Für den Macher des Sports war München nicht das Ende. Alleinherrscher wie zuletzt Thomas Bach war Tröger in Deutschland nie, was vor allem an der Teilung in DSB und NOK lag - und an seinem großen Gegenspieler Manfred von Richthofen, der am Sonntag 80 Jahre alt wird.

1996 wehrte Tröger als NOK-Präsident erfolgreich den Versuch von DSB-Präsident von Richthofen ab, Deutschen Sportbund und Nationales Olympisches Komitee zusammenzuführen. Im Rahmen der dann doch erfolgten Fusion 2006 trat er erneut als Verfechter der Eigenständigkeit auf. Einige weitere große Niederlagen musste Tröger in seiner Karriere verkraften.

1992 verpasste er den angestrebten Einzug in die IOC-Exekutive, 2002 verlor er die Kampfabstimmung um das Präsidentenamt im NOK gegen den vom Richthofen-Lager aufgebauten Klaus Steinbach. "Ich habe mich deshalb nicht vor Gram vergraben. Bei Wahlen muss man immer mit Niederlagen rechnen", sagt er.
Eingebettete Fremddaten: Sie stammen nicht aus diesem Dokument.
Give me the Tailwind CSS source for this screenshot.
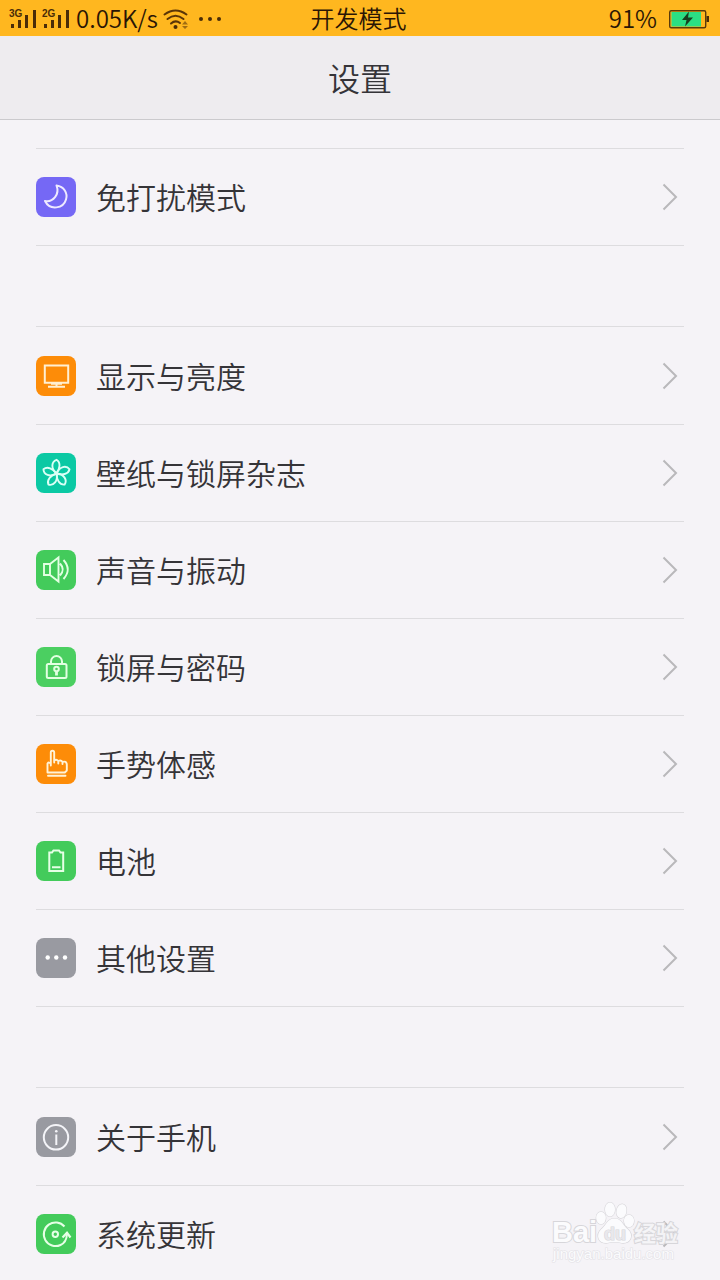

Bis heute hat sich Tröger, der aus dem oberfränkischen Wunsiedel stammende Jurist, seinen Pragmatismus bewahrt. Die Krise der Olympischen Spiele, die mehr denn je von Gigantismus geprägt sind und nach wie vor enormen politischen Einflüssen unterliegen, sieht er so nüchtern, wie es nur geht: "Das sind natürlich nicht mehr die Spiele, wie ich sie mir idealerweise vorstelle. Aber so, wie sie sind, sind sie ein Spiegel unserer modernen Gesellschaft - sie könnten also kaum besser sein."